All interactions between users and services on the Globus automation platform are governed by the Globus Auth service. In particular, this means that consent must be given by the user for each interaction taking place on their part, including in this notebook.

The first time you interact with each service such as the Flow service, or even a flow instance, you will be provided a link to perform the consent flow. You must click the link to complete the consent flow which will launch in a new tab. When complete, copy the code string, return to the notebook, and  paste the code into the input box that is presented below the link to begin the flow.
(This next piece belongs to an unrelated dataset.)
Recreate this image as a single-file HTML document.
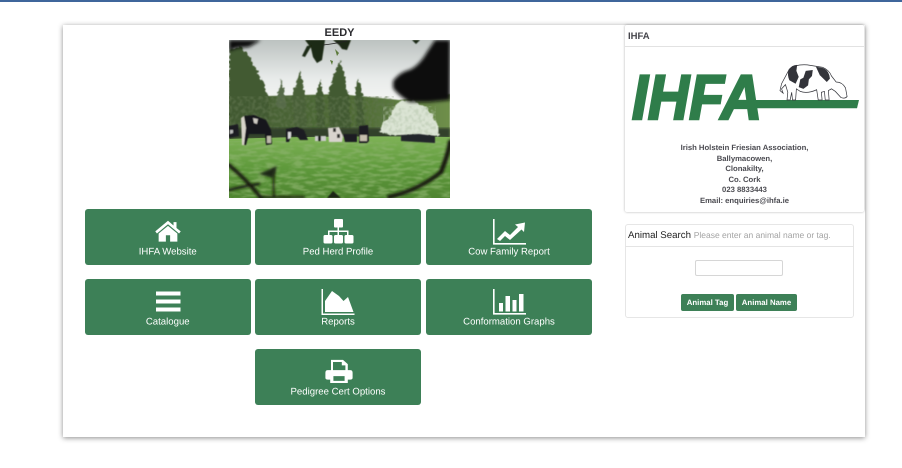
<!DOCTYPE html>
<html><head><meta charset="utf-8"><style>
html,body{margin:0;padding:0;background:#fff}
body{width:902px;height:468px;overflow:hidden;position:relative;font-family:"Liberation Sans",sans-serif;text-rendering:geometricPrecision}
.a{position:absolute}
.b{position:absolute;background:#3d8057;border-radius:3px;width:166px;height:56px;color:#fff;font-size:9.6px;text-align:center}
.b span{position:absolute;left:0;right:0;top:36px;line-height:12px;transform:translateY(1.5px)}
.b svg{position:absolute;left:63px;top:9px}
.l{position:absolute;left:625px;width:239px;text-align:center;font-size:7.7px;font-weight:bold;color:#4a4a50;line-height:11px}
</style></head><body>
<div class="a" style="left:0;top:0;width:902px;height:2px;background:#3f669b"></div>
<div class="a" style="left:63px;top:25px;width:802px;height:412px;background:#fff;box-shadow:0 1px 5px rgba(0,0,0,.45)"></div>
<div class="a" style="left:229px;top:26px;width:221px;text-align:center;font-size:11px;font-weight:bold;color:#2c2c30;line-height:14px">EEDY</div>

<svg class="a" style="left:229px;top:40px" width="221" height="158" viewBox="0 0 221 158">
<defs>
<filter id="f1"><feGaussianBlur stdDeviation="1.8"/></filter>
<filter id="f2"><feGaussianBlur stdDeviation=".45"/></filter>
<filter id="f3"><feGaussianBlur stdDeviation="1.2"/></filter>
<filter id="r" x="-10%" y="-10%" width="120%" height="120%"><feTurbulence type="fractalNoise" baseFrequency=".3" numOctaves="2" seed="4" result="t"/><feDisplacementMap in="SourceGraphic" in2="t" scale="5" xChannelSelector="R" yChannelSelector="G"/><feGaussianBlur stdDeviation=".5"/></filter>
<filter id="n" x="0" y="0" width="100%" height="100%"><feTurbulence type="fractalNoise" baseFrequency=".3" numOctaves="2" seed="3"/><feColorMatrix values="0 0 0 0 .12  0 0 0 0 .18  0 0 0 0 .08  0 0 0 4 -1.700"/><feComposite in2="SourceGraphic" operator="in"/><feGaussianBlur stdDeviation=".6"/></filter>
<filter id="g" x="0" y="0" width="100%" height="100%"><feTurbulence type="fractalNoise" baseFrequency=".08 .35" numOctaves="3" seed="8"/><feColorMatrix values="0 0 0 0 .26  0 0 0 0 .45  0 0 0 0 .15  0 0 0 4 -1.700"/><feComposite in2="SourceGraphic" operator="in"/><feGaussianBlur stdDeviation=".6"/></filter>
<filter id="w" x="0" y="0" width="100%" height="100%"><feTurbulence type="fractalNoise" baseFrequency=".3" numOctaves="2" seed="5"/><feColorMatrix values="0 0 0 0 .45  0 0 0 0 .55  0 0 0 0 .4  0 0 0 4 -1.700"/><feComposite in2="SourceGraphic" operator="in"/><feGaussianBlur stdDeviation=".5"/></filter>
<linearGradient id="sky" x1="0" y1="0" x2="0" y2="1"><stop offset="0" stop-color="#bcc2c0"/><stop offset=".55" stop-color="#e8ebea"/><stop offset="1" stop-color="#f8f8f6"/></linearGradient>
<linearGradient id="gr" x1="0" y1="0" x2="0" y2="1"><stop offset="0" stop-color="#7fb257"/><stop offset=".5" stop-color="#5f9a3c"/><stop offset="1" stop-color="#4e8430"/></linearGradient>
<linearGradient id="fo" x1="0" y1="0" x2="1" y2="0"><stop offset="0" stop-color="#465e33"/><stop offset=".6" stop-color="#506c37"/><stop offset="1" stop-color="#6f8f4b"/></linearGradient>
</defs>
<rect width="221" height="70" fill="url(#sky)"/>
<path d="M40 56L110 54L170 60L221 54V100H0V56Z" fill="url(#fo)" filter="url(#f2)"/>
<g fill="#435a33" filter="url(#r)">
<path d="M0 9L12 6L19 14L25 26L33 40L40 58V92H0Z"/>
<path d="M52 38L49 54L46 68H58L55 52Z" fill="#566b48"/>
<path d="M71 31L67 44L63 58L65 88H78L76 56L74 42Z" fill="#4a6039"/>
<path d="M91 40L86 58L88 88H96L95 58Z"/>
<path d="M111 21L104 38L99 54L101 88H122L120 56L116 38Z"/>
<path d="M129 38L126 54L128 86H136L133 54Z"/>
</g>
<rect x="0" y="56" width="165" height="38" filter="url(#n)" opacity=".6"/>
<rect y="88" width="221" height="10" fill="#333f2a" filter="url(#f3)"/>
<path d="M0 99Q110 95 221 97V158H0Z" fill="url(#gr)"/>
<rect y="101" width="221" height="57" filter="url(#g)" opacity=".7"/>
<!-- bush -->
<path d="M150 92Q153 82 160 78Q164 66 172 61Q184 58 190 64Q200 68 205 78Q211 86 209 96H170Z" fill="#dbe4d4" filter="url(#r)"/>
<path d="M154 66H207V95H154Z" filter="url(#w)" opacity=".5"/>
<!-- cows -->
<g filter="url(#f2)">
<path d="M14 76L25 75L37 80L42 90L43 104L37 105L36 94H20L17 105H13Z" fill="#17161c"/>
<path d="M12 78L15 76L17 88L16 96L15 105H13Z" fill="#d8d4ca"/>
<path d="M24 78L29 79L28 84L25 83Z" fill="#cfcbc4"/>
<rect x="38" y="96" width="4" height="7" fill="#bdb8aa"/>
<path d="M0 86L9 84L10 96L0 98Z" fill="#1e1d24"/><path d="M1 90l3 0 0 3-3 1z" fill="#bbb"/>
<path d="M57 89L68 87L75 90L79 100H71L68 96H62L60 102H57Z" fill="#1d1c22"/><path d="M59 92l3 0 0 6-3 1z" fill="#d8d8d8"/>
<path d="M99 88L110 87L114 96L113 102H100Z" fill="#d8d3ce"/><path d="M104 88l3 0 0 4-3 0zM108 94l3 0 0 4-3 0z" fill="#333"/>
<path d="M114 94L128 94V102H116Z" fill="#1d1c22"/>
<path d="M130 86L139 85L140 101L138 103H130Z" fill="#1e1d24"/><rect x="131" y="95" width="7" height="6" fill="#c6bfae"/>
<path d="M86 96H97V101H86Z" fill="#ccc"/><path d="M89 96h3v5h-3z" fill="#222"/>
<path d="M172 95L190 94L206 96V103L172 101Z" fill="#24252a"/>
</g>
<!-- dark foliage -->
<g fill="#0c0e0a" filter="url(#f1)">
<path d="M164 41Q171 32 180 30Q190 26 198 12L206 0H221V60L200 62L180 62Q168 54 164 48Z"/>
<path d="M0 0H32L20 7L8 8L0 11Z"/>
</g>
<g fill="#1d2912" filter="url(#f2)">
<path d="M76 0H96L93 20L88 23L84 17L82 8Z"/><path d="M78 6L83 5L76 17L73 16Z"/><path d="M104 0H122L118 10L113 9L110 5Z"/><path d="M183 0H191L187 4Z"/>
</g>
<path d="M106 9L110 13L108 16Z" fill="#5d7b3c"/><path d="M101 20l3 1-1 4z" fill="#5d7b3c"/>
<path d="M94 5Q104 4 118 1" fill="none" stroke="#222" stroke-width=".7"/>
<g fill="none" stroke="#15190f" stroke-linecap="round" filter="url(#f3)">
<path d="M0 125Q18 140 32 158" stroke-width="3.500"/>
<path d="M32 157H75" stroke-width="2"/>
<path d="M45 130Q44 146 45 156" stroke-width="1.800"/>
<path d="M30 144Q15 146 0 150" stroke-width="2.500"/>
<path d="M160 157Q190 150 212 132" stroke-width="4"/>
<path d="M212 132Q220 112 221 102" stroke-width="4.500"/>
</g>
<path d="M30 134L48 126L44 138Z" fill="#1c2814" filter="url(#f3)"/>
<path d="M98 158L104 151L112 158Z" fill="#1c2814" filter="url(#f2)"/>
</svg>

<!-- buttons -->
<div class="b" style="left:85px;top:209px;width:165.500px"><svg style="left:66px;top:10px" width="34" height="24" viewBox="0 0 40 28"><path fill="#fff" d="M20 2L5 14.500L7 17L20 6L33 17L35 14.500L30 10.500V3.500H26.500V7.500Z"/><path fill="#fff" d="M20 8L9 17V26.500H17.500V19H22.500V26.500H31V17Z"/></svg><span>IHFA Website</span></div>
<div class="b" style="left:255px;top:209px"><svg style="left:63px;top:10px" width="40" height="28" viewBox="0 0 40 28"><g fill="#fff"><rect x="16" y="0" width="9" height="8.500" rx="1"/><rect x="5.500" y="16" width="9" height="8.500" rx="1.500"/><rect x="16" y="16" width="9" height="8.500" rx="1.500"/><rect x="26.500" y="16" width="9" height="8.500" rx="1.500"/><path d="M19.500 8h1.500v3.500h9.500V16h-1.500v-3H21v3h-1.500v-3H11.500v3H10v-4.500h9.500Z"/></g></svg><span>Ped Herd Profile</span></div>
<div class="b" style="left:426px;top:209px"><svg style="left:63px;top:9px" width="40" height="28" viewBox="0 0 40 28"><path fill="#fff" d="M4 1h1.600V25H37v1.600H4Z"/><path fill="#fff" d="M8 21L16 13L21 17L29 9L26 6.500L36 4.500L35 14L32.500 11.500L21 22L16 18L11 23Z"/></svg><span>Cow Family Report</span></div>
<div class="b" style="left:85px;top:279px;width:165.500px"><svg width="40" height="28" viewBox="0 0 40 28"><g fill="#fff"><rect x="8" y="3.500" width="24.500" height="4"/><rect x="8" y="11.500" width="24.500" height="4"/><rect x="8" y="19.500" width="24.500" height="4"/></g></svg><span>Catalogue</span></div>
<div class="b" style="left:255px;top:279px"><svg width="40" height="28" viewBox="0 0 40 28"><path fill="#fff" d="M3.500 1H5V25.500H36.500V27H3.500Z"/><path fill="#fff" d="M7 24V13L14 3L21 8L25.500 13L30 9L35.500 24Z"/></svg><span>Reports</span></div>
<div class="b" style="left:426px;top:279px"><svg width="40" height="28" viewBox="0 0 40 28"><path fill="#fff" d="M4 1h1.600V25H37v1.600H4Z"/><g fill="#fff"><rect x="10" y="15" width="4" height="8.500"/><rect x="16.500" y="8" width="4.500" height="15.500"/><rect x="23.500" y="12" width="4" height="11.500"/><rect x="30" y="6" width="4.500" height="17.500"/></g></svg><span>Conformation Graphs</span></div>
<div class="b" style="left:255px;top:349px"><svg style="left:67.600px;top:10px" width="32" height="24" viewBox="0 0 40 28" preserveAspectRatio="none"><path fill="#fff" fill-rule="evenodd" d="M10 1H25L31 6V13H34Q37 13 37 16V22Q37 24 34 24H31V28H9V24H6Q3 24 3 22V16Q3 13 6 13H10ZM12.500 3.500V13H28V7.500H23.500V3.500ZM13 20V25.500H27V20Z"/></svg><span>Pedigree Cert Options</span></div>

<!-- IHFA card -->
<div class="a" style="left:625px;top:25px;width:239px;height:187px;background:#fff;border-radius:2px;box-shadow:0 0 2.500px rgba(0,0,0,.3)"></div>
<div class="a" style="left:625px;top:46px;width:239px;height:1px;background:#e2e2e2"></div>
<div class="a" style="left:628px;top:31px;font-size:9.500px;font-weight:bold;color:#45454b;line-height:12px">IHFA</div>

<svg class="a" style="left:625px;top:55px" width="240" height="75" viewBox="0 0 240 75">
<path fill="#2f7d4a" d="M127 45H234L232 53.300H127Z"/>
<text x="7" y="63.800" font-family="Liberation Sans" font-weight="bold" font-style="italic" font-size="63" textLength="130" lengthAdjust="spacingAndGlyphs" fill="#2f7d4a" stroke="#2f7d4a" stroke-width="2.500">IHFA</text>
<g transform="translate(155,9) scale(.78,.857) translate(-150,-3)">
<path fill="#fff" stroke="#33343a" stroke-width=".9" d="M162 9Q170 3 185 4L205 7Q213 10 216 17L222 24Q230 24 234 31L236 41Q233 44 228 42L221 35L216 32L212 34L213 45H208L207 35L203 36L204 45H199L197 33Q185 38 176 35L171 32L170 45H166L165 36L163 45H159L160 36L157 27L152 32L154 37L150 34L152 26Z"/>
<g fill="#33343a"><path d="M161 10Q165 4 172 4L171 11L174 18L170 26L162 22Q159 16 161 10Z"/><path d="M196 6L206 8Q213 11 214 20L210 24L201 16Z"/><path d="M183 11L192 10L191 17L187 21L186 28L180 32L174 30L176 21L180 19Z"/></g>
</g>
</svg>

<div class="l" style="top:142px">Irish Holstein Friesian Association,</div>
<div class="l" style="top:152.500px">Ballymacowen,</div>
<div class="l" style="top:163px">Clonakilty,</div>
<div class="l" style="top:173.500px">Co. Cork</div>
<div class="l" style="top:184px">023 8833443</div>
<div class="l" style="top:194.500px">Email: enquiries@ihfa.ie</div>

<!-- search -->
<div class="a" style="left:625px;top:224px;width:227px;height:92px;border:1px solid #e6e6e6;border-radius:3px"></div>
<div class="a" style="left:625px;top:246px;width:229px;height:1px;background:#e4e4e4"></div>
<div class="a" style="left:628px;top:229px;font-size:9.700px;color:#222;line-height:13px;white-space:nowrap">Animal Search <span style="font-size:8.500px;color:#a3a3a3">Please enter an animal name or tag.</span></div>
<div class="a" style="left:695px;top:260px;width:88px;height:16px;box-sizing:border-box;border:1px solid #d6d6d6;border-radius:2px;background:#fff"></div>
<div class="a" style="left:681px;top:293.500px;width:53px;height:17px;background:#3d8057;border-radius:2px;color:#fff;font-size:7.800px;font-weight:bold;text-align:center;line-height:17px">Animal Tag</div>
<div class="a" style="left:736px;top:293.500px;width:61px;height:17px;background:#3d8057;border-radius:2px;color:#fff;font-size:7.800px;font-weight:bold;text-align:center;line-height:17px">Animal Name</div>
</body></html>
We will encounter authorization steps in a couple of places:
1. When deploying a new flow on the Globus Flows service; deploying a flow requires (a) an identity that is associated with a Globus subscription, and (b) access to the Flow service scope.
1. When executing a flow.

Access to the Flows service is already granted to you by virtue of authenticating to the JupyterHub running this notebook. Note: If you're running this notebook in your own environment you will need to manually log into Globus Auth and get tokens using a native app authorization flow (see the `Platform_Introduction` notebook for an example of how to initiate this flow).

In [None]:
# Create transfer scope with data_access scope dependency from the source mapped collection.
transfer_scope = globus_sdk.scopes.TransferScopes.make_mutable("all")
data_access_scope = globus_sdk.scopes.GCSCollectionScopeBuilder(source_collection).data_access
transfer_scope.add_dependency(data_access_scope)

# Get Globus Auth token data from the JupyterHub environment. If tokens already exist from logging into
# jupyter.demo.globus.org, tokens from the environment can be used instead. Otherwise, do a Native App flow.
globus_data_raw = os.getenv("GLOBUS_DATA")
if globus_data_raw:
    tokens = pickle.loads(base64.b64decode(os.getenv('GLOBUS_DATA')))['tokens']
else:
    # Do a native app authentication flow to get tokens that allow us to interact with the Globus Flows service
    scopes = [
        "openid",
        "profile",
        "email",
        transfer_scope,
        globus_sdk.FlowsClient.scopes.manage_flows,
        globus_sdk.FlowsClient.scopes.run_manage,
    ]
    native_auth_client = globus_sdk.NativeAppAuthClient(CLIENT_ID)
    native_auth_client.oauth2_start_flow(requested_scopes=scopes)
    print(f"Login Here:\n\n{native_auth_client.oauth2_get_authorize_url()}")
    
    # Authenticate and come back with your authorization code; paste it into the prompt below.
    auth_code = input('Authorization Code: ')
    response = native_auth_client.oauth2_exchange_code_for_tokens(auth_code)
    
    # Save the new token in a place where the flows client can retrieve it.
    tokens = response.by_resource_server
    
    # These are the saved scopes for the flow
    print(json.dumps(tokens, indent=2))

# Uncomment the line below to introspect tokens
#print(json.dumps(tokens, indent=2))

# Create a variable for storing flow scope tokens. Each newly deployed flow scope needs to be authorized separately,
# and will have its own set of tokens. Save each of these tokens by scope.
saved_flow_scopes = {}

# Add a callback to the flows client for fetching scopes. It will draw scopes from `saved_flow_scopes`
def get_flow_authorizer(flow_id):
    return globus_sdk.AccessTokenAuthorizer(access_token=saved_flow_scopes[flow_id]['access_token'])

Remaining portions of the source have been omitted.